**** Records for this task
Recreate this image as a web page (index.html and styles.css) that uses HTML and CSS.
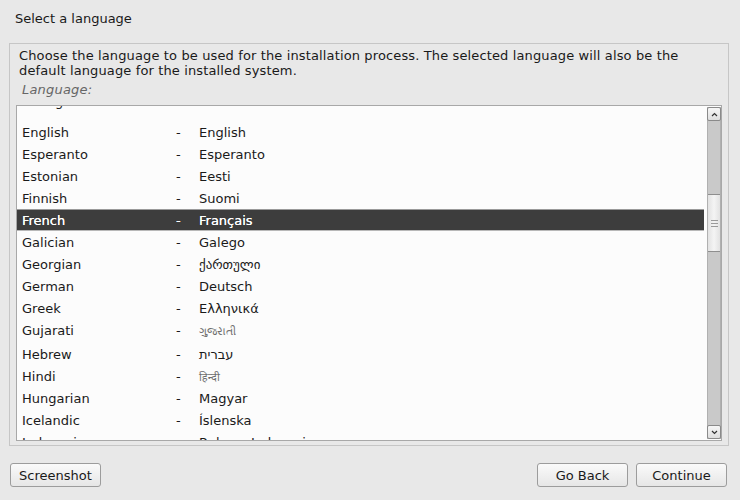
FILE: index.html
```html
<!DOCTYPE html>
<html>
<head>
<meta charset="utf-8">
<link rel="stylesheet" href="styles.css">
</head>
<body>
<div class="header">Select a language</div>
<div class="frame">
  <p class="desc">Choose the language to be used for the installation process. The selected language will also be the default language for the installed system.</p>
  <div class="label">Language:</div>
  <div class="listbox">
    <div class="viewport">
      <div class="rows">
        <div class="row tall"><span class="name">Dzongkha</span><span class="dash">-</span><span class="native">རྫོང་ཁ</span></div>
        <div class="row"><span class="name">English</span><span class="dash">-</span><span class="native">English</span></div>
        <div class="row"><span class="name">Esperanto</span><span class="dash">-</span><span class="native">Esperanto</span></div>
        <div class="row"><span class="name">Estonian</span><span class="dash">-</span><span class="native">Eesti</span></div>
        <div class="row"><span class="name">Finnish</span><span class="dash">-</span><span class="native">Suomi</span></div>
        <div class="row selected"><span class="name">French</span><span class="dash">-</span><span class="native">Français</span></div>
        <div class="row"><span class="name">Galician</span><span class="dash">-</span><span class="native">Galego</span></div>
        <div class="row"><span class="name">Georgian</span><span class="dash">-</span><span class="native">ქართული</span></div>
        <div class="row"><span class="name">German</span><span class="dash">-</span><span class="native">Deutsch</span></div>
        <div class="row"><span class="name">Greek</span><span class="dash">-</span><span class="native">Ελληνικά</span></div>
        <div class="row gu"><span class="name">Gujarati</span><span class="dash">-</span><span class="native thin">ગુજરાતી</span></div>
        <div class="row"><span class="name">Hebrew</span><span class="dash">-</span><span class="native">עברית</span></div>
        <div class="row"><span class="name">Hindi</span><span class="dash">-</span><span class="native thin">हिन्दी</span></div>
        <div class="row"><span class="name">Hungarian</span><span class="dash">-</span><span class="native">Magyar</span></div>
        <div class="row"><span class="name">Icelandic</span><span class="dash">-</span><span class="native">Íslenska</span></div>
        <div class="row"><span class="name">Indonesian</span><span class="dash">-</span><span class="native">Bahasa Indonesia</span></div>
      </div>
    </div>
    <div class="scrollbar">
      <div class="arrow up"><svg width="7" height="5" viewBox="0 0 7 5"><path d="M1 4 L3.5 1.5 L6 4" fill="none" stroke="#333" stroke-width="1.2"/></svg></div>
      <div class="trough">
        <div class="gap-top"></div>
        <div class="slider"><span class="grip"></span><span class="grip"></span><span class="grip"></span></div>
      </div>
      <div class="arrow down"><svg width="7" height="5" viewBox="0 0 7 5"><path d="M1 1 L3.5 3.5 L6 1" fill="none" stroke="#333" stroke-width="1.2"/></svg></div>
    </div>
  </div>
</div>
<div class="footer">
  <button class="btn">Screenshot</button>
  <div class="right">
    <button class="btn">Go Back</button>
    <button class="btn">Continue</button>
  </div>
</div>
</body>
</html>
```
FILE: styles.css
```css
html, body {
  margin: 0;
  padding: 0;
  background: #e8e8e8;
}
body {
  font-family: "DejaVu Sans", sans-serif;
  font-size: 13px;
  color: #1a1a1a;
  width: 740px;
  height: 500px;
  overflow: hidden;
}
.header {
  height: 43px;
  box-sizing: border-box;
  padding: 11px 0 0 15px;
  line-height: 15px;
}
.frame {
  margin: 0 11px 0 9px;
  border: 1px solid #c6c6c6;
  padding: 4px 6px 0 6px;
  height: 403px;
  box-sizing: border-box;
}
.desc {
  margin: 0 0 0 3px;
  line-height: 15px;
  letter-spacing: 0.13px;
}
.label {
  margin: 4px 0 7px 6px;
  line-height: 16px;
  font-style: italic;
  color: #666666;
  letter-spacing: 0.2px;
}
.listbox {
  display: flex;
  border: 1px solid #a8a8a8;
  background: #fcfcfc;
  height: 336px;
  box-sizing: border-box;
}
.viewport {
  flex: 1;
  overflow: hidden;
}
.rows {
  margin-top: -17px;
}
.row {
  display: flex;
  align-items: center;
  height: 22px;
  box-sizing: border-box;
}
.row.tall {
  height: 24px;
  margin-bottom: 8px;
}
.row.gu {
  height: 24px;
  padding-bottom: 2px;
}
.name {
  width: 154px;
  padding-left: 5px;
}
.dash {
  width: 23px;
}
.native {
  white-space: nowrap;
}
.native.thin {
  color: #6e6e6e;
  font-family: "Noto Sans", "DejaVu Sans", sans-serif;
  font-weight: normal;
  font-size: 11px;
}
.row.selected {
  background: #3d3d3d;
  color: #ffffff;
  border-top: 1px solid #9a9a9a;
  border-bottom: 1px solid #b8b8b8;
  margin-right: 3px;
  text-shadow: 0 0 0.4px #fff;
}
.scrollbar {
  width: 14px;
  margin: 1px 0 1px 0;
  display: flex;
  flex-direction: column;
  background: #c9c9c9;
  border-left: 1px solid #b0b0b0;
  border-right: 1px solid #b0b0b0;
  box-sizing: border-box;
}
.arrow {
  height: 14px;
  background: linear-gradient(#f6f6f6, #dedede);
  border: 1px solid #8a8a8a;
  border-radius: 2px;
  display: flex;
  align-items: center;
  justify-content: center;
  box-sizing: border-box;
  margin: 0 -1px;
}
.trough {
  flex: 1;
  display: flex;
  flex-direction: column;
}
.gap-top {
  height: 73px;
}
.slider {
  height: 58px;
  background: linear-gradient(90deg, #e2e2e2, #f4f4f4 50%, #e2e2e2);
  border-top: 1px solid #8e8e8e;
  border-bottom: 1px solid #8e8e8e;
  box-sizing: border-box;
  display: flex;
  flex-direction: column;
  align-items: center;
  justify-content: center;
  gap: 2px;
}
.grip {
  display: block;
  width: 7px;
  height: 1px;
  background: #9a9a9a;
}
.footer {
  display: flex;
  justify-content: space-between;
  padding: 17px 13px 0 10px;
}
.right {
  display: flex;
  gap: 8px;
}
.btn {
  width: 91px;
  height: 24px;
  font-family: "DejaVu Sans", sans-serif;
  font-size: 13px;
  color: #1a1a1a;
  background: linear-gradient(#fafafa, #e6e6e6);
  border: 1px solid #9c9c9c;
  border-radius: 3px;
  padding: 0;
}
```
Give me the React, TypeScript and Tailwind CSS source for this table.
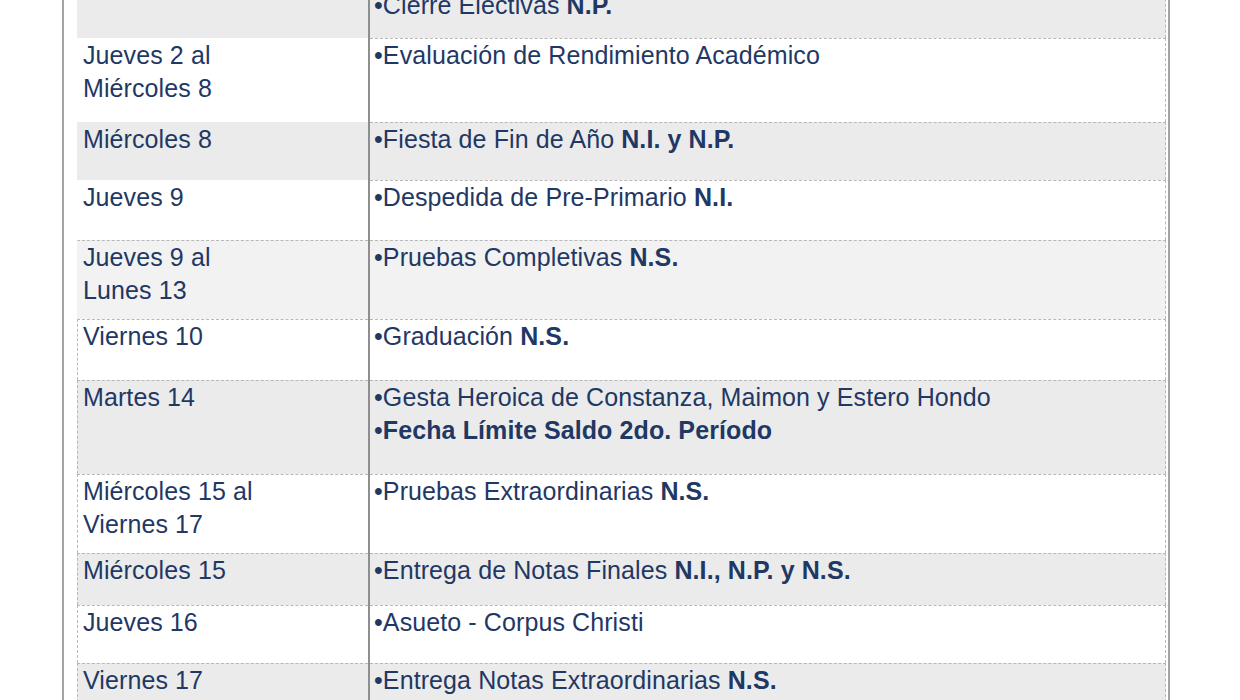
import React from 'react';

type Row = {
  left: string[];
  right: React.ReactNode[];
  height: string;
  bg: string;
  topLine: boolean;
  sideLine: boolean;
};

const B: React.FC<{ children: React.ReactNode }> = ({ children }) => (
  <span className="font-bold">{children}</span>
);

const rows: Row[] = [
  {
    left: [],
    right: [<>•Cierre Electivas <B>N.P.</B></>],
    height: 'h-[50px]',
    bg: 'bg-[#ebebeb]',
    topLine: false,
    sideLine: false,
  },
  {
    left: ['Jueves 2 al', 'Miércoles 8'],
    right: ['•Evaluación de Rendimiento Académico'],
    height: 'h-[84px]',
    bg: 'bg-white',
    topLine: false,
    sideLine: false,
  },
  {
    left: ['Miércoles 8'],
    right: [<>•Fiesta de Fin de Año <B>N.I. y N.P.</B></>],
    height: 'h-[58px]',
    bg: 'bg-[#ebebeb]',
    topLine: false,
    sideLine: false,
  },
  {
    left: ['Jueves 9'],
    right: [<>•Despedida de Pre-Primario <B>N.I.</B></>],
    height: 'h-[60px]',
    bg: 'bg-white',
    topLine: false,
    sideLine: false,
  },
  {
    left: ['Jueves 9 al', 'Lunes 13'],
    right: [<>•Pruebas Completivas <B>N.S.</B></>],
    height: 'h-[79px]',
    bg: 'bg-[#f2f2f2]',
    topLine: true,
    sideLine: false,
  },
  {
    left: ['Viernes 10'],
    right: [<>•Graduación <B>N.S.</B></>],
    height: 'h-[61px]',
    bg: 'bg-white',
    topLine: true,
    sideLine: true,
  },
  {
    left: ['Martes 14'],
    right: [
      '•Gesta Heroica de Constanza, Maimon y Estero Hondo',
      <>•<B>Fecha Límite Saldo 2do. Período</B></>,
    ],
    height: 'h-[94px]',
    bg: 'bg-[#ebebeb]',
    topLine: true,
    sideLine: true,
  },
  {
    left: ['Miércoles 15 al', 'Viernes 17'],
    right: [<>•Pruebas Extraordinarias <B>N.S.</B></>],
    height: 'h-[79px]',
    bg: 'bg-white',
    topLine: true,
    sideLine: true,
  },
  {
    left: ['Miércoles 15'],
    right: [<>•Entrega de Notas Finales <B>N.I., N.P. y N.S.</B></>],
    height: 'h-[52px]',
    bg: 'bg-[#ebebeb]',
    topLine: true,
    sideLine: true,
  },
  {
    left: ['Jueves 16'],
    right: ['•Asueto - Corpus Christi'],
    height: 'h-[58px]',
    bg: 'bg-white',
    topLine: true,
    sideLine: true,
  },
  {
    left: ['Viernes 17'],
    right: [<>•Entrega Notas Extraordinarias <B>N.S.</B></>],
    height: 'h-[60px]',
    bg: 'bg-[#ebebeb]',
    topLine: true,
    sideLine: true,
  },
];

const App: React.FC = () => {
  return (
    <div
      className="h-[700px] overflow-hidden bg-white text-[25px] leading-[33px] tracking-[0.1px] text-[#1f3864]"
      style={{ fontFamily: '"Liberation Sans", Arial, sans-serif' }}
    >
      <div className="ml-[62px] w-[1108px] h-[700px] border-l-2 border-r-2 border-[#a3a3a3] pl-[13px] pr-[2px] overflow-hidden">
        <div className="-mt-[12px]">
          {rows.map((row, idx) => (
            <div key={idx} className={`flex ${row.height}`}>
              <div
                className={`w-[291px] pl-[5px] border-t border-l border-dashed ${
                  row.topLine ? 'border-t-[#b8b8b8]' : 'border-t-transparent'
                } ${row.sideLine ? 'border-l-[#b8b8b8]' : 'border-l-transparent'} ${row.bg}`}
              >
                {row.left.map((line, i) => (
                  <div key={i}>{line}</div>
                ))}
              </div>
              <div className="w-[2px] bg-[#8e8e8e]"></div>
              <div
                className={`flex-1 pl-[4px] border-t border-r border-dashed border-[#b8b8b8] ${row.bg}`}
              >
                {row.right.map((line, i) => (
                  <div key={i}>{line}</div>
                ))}
              </div>
            </div>
          ))}
        </div>
      </div>
    </div>
  );
};

export default App;
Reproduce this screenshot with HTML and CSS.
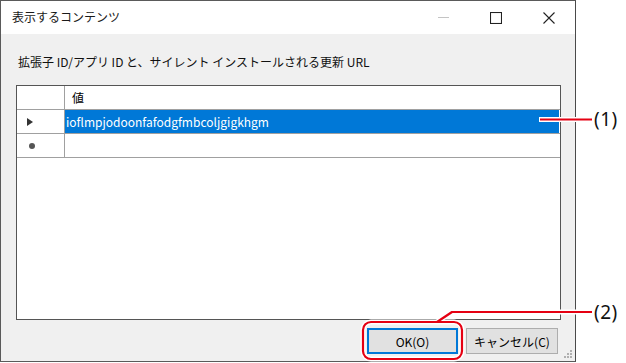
FILE: index.html
```html
<!DOCTYPE html>
<html lang="ja">
<head>
<meta charset="utf-8">
<link rel="stylesheet" href="styles.css">
</head>
<body>
<div class="page">
  <div class="window">
    <div class="titlebar">
      <span class="title">表示するコンテンツ</span>
      <div class="controls">
        <svg class="ctl" width="11" height="11" viewBox="0 0 11 11"><line x1="0" y1="5.5" x2="11" y2="5.5" stroke="#c4c4c4" stroke-width="1"/></svg>
        <svg class="ctl" width="12" height="12" viewBox="0 0 12 12"><rect x="0.5" y="0.5" width="11" height="11" fill="none" stroke="#222" stroke-width="1.1"/></svg>
        <svg class="ctl" width="12" height="12" viewBox="0 0 12 12"><path d="M0.5 0.5 L11.5 11.5 M11.5 0.5 L0.5 11.5" stroke="#222" stroke-width="1.1"/></svg>
      </div>
    </div>
    <div class="body">
      <div class="label">拡張子 ID/アプリ ID と、サイレント インストールされる更新 URL</div>
      <div class="grid">
        <div class="row head">
          <div class="rh"></div>
          <div class="cell">値</div>
        </div>
        <div class="row">
          <div class="rh"><span class="arrow"></span></div>
          <div class="cell sel">ioflmpjodoonfafodgfmbcoljgigkhgm</div>
        </div>
        <div class="row">
          <div class="rh"><span class="star"></span></div>
          <div class="cell"></div>
        </div>
      </div>
      <div class="buttons">
        <button class="btn default">OK(O)</button>
        <button class="btn">キャンセル(C)</button>
      </div>
      <svg class="grip" width="8" height="8" viewBox="0 0 8 8" fill="#b0b0b0">
        <rect x="6" y="0" width="2" height="2"/>
        <rect x="3" y="3" width="2" height="2"/><rect x="6" y="3" width="2" height="2"/>
        <rect x="0" y="6" width="2" height="2"/><rect x="3" y="6" width="2" height="2"/><rect x="6" y="6" width="2" height="2"/>
      </svg>
    </div>
  </div>
  <svg class="callouts" width="626" height="363" viewBox="0 0 626 363">
    <g fill="none" stroke="#fff" stroke-width="5" stroke-linejoin="round">
      <line x1="539" y1="119.5" x2="592" y2="119.5"/>
      <rect x="363" y="322" width="99" height="37" rx="8"/>
      <polyline points="437,322 452,312 592,312"/>
    </g>
    <g fill="none" stroke="#e50012" stroke-width="2.2" stroke-linejoin="round">
      <line x1="540" y1="119.5" x2="592" y2="119.5"/>
      <rect x="363" y="322" width="99" height="37" rx="8"/>
      <polyline points="437,322 452,312 592,312"/>
    </g>
    <text x="594" y="126" class="note">(1)</text>
    <text x="594" y="319" class="note">(2)</text>
  </svg>
</div>
</body>
</html>
```

FILE: styles.css
```css
html, body {
  margin: 0;
  padding: 0;
  background: #ffffff;
}
body {
  font-family: "Noto Sans CJK JP", "Noto Sans", sans-serif;
  font-size: 12px;
  color: #000;
}
.page {
  position: relative;
  width: 626px;
  height: 363px;
  overflow: hidden;
}
.window {
  width: 574px;
  height: 360px;
  border: 1px solid #5a5a5a;
  border-right-color: #4a4a4a;
  display: flex;
  flex-direction: column;
  background: #f0f0f0;
}
.titlebar {
  height: 33px;
  background: #ffffff;
  display: flex;
  align-items: center;
  flex: none;
}
.title {
  margin-left: 11px;
  font-size: 12px;
  color: #1a1a1a;
  position: relative;
  top: -1px;
}
.controls {
  margin-left: auto;
  margin-right: 20px;
  display: flex;
  align-items: center;
  gap: 41px;
}
.ctl { display: block; }
.body {
  position: relative;
  flex: 1;
  padding: 0 14px 0 15px;
  display: flex;
  flex-direction: column;
}
.label {
  margin-top: 19px;
  margin-left: 2px;
  height: 17px;
  line-height: 17px;
  font-size: 12px;
  color: #111;
}
.grid {
  margin-top: 15px;
  width: 543px;
  height: 233px;
  border: 1px solid #555;
  background: #fff;
  box-sizing: content-box;
}
.row {
  display: flex;
  height: 23px;
  border-bottom: 1px solid #a0a0a0;
}
.rh {
  width: 47px;
  border-right: 1px solid #a0a0a0;
  display: flex;
  align-items: center;
  flex: none;
}
.cell {
  flex: 1;
  display: flex;
  align-items: center;
  padding-left: 1px;
  font-size: 12px;
}
.head .cell {
  padding-left: 7px;
}
.cell.sel {
  background: #0078d7;
  color: #fff;
  margin-right: 1px;
}
.arrow {
  margin-left: 10px;
  width: 0;
  height: 0;
  border-top: 4.5px solid transparent;
  border-bottom: 4.5px solid transparent;
  border-left: 6px solid #333;
}
.star {
  margin-left: 12px;
  width: 6px;
  height: 6px;
  border-radius: 50%;
  background: #555;
}
.buttons {
  margin-top: 8px;
  display: flex;
  justify-content: flex-end;
  gap: 8px;
  padding-right: 3px;
}
.btn {
  font-family: inherit;
  font-size: 12px;
  height: 26px;
  width: 92px;
  background: #e1e1e1;
  border: 1px solid #adadad;
  color: #000;
  padding: 0;
  margin: 0;
}
.btn.default {
  width: 91px;
  border: 2px solid #0078d7;
}
.grip {
  position: absolute;
  right: 3px;
  bottom: 3px;
}
.callouts {
  position: absolute;
  left: 0;
  top: 0;
  pointer-events: none;
}
.note {
  font-family: "Noto Sans", "DejaVu Sans", sans-serif;
  font-size: 19px;
  letter-spacing: 0.5px;
  fill: #111;
}
```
********
(Set exercise):
Pick out the lines that contain "page" and copy them.

(Reply):
Recreate this image as a web page (index.html and styles.css) that uses HTML and CSS.
<div class="page">
.page {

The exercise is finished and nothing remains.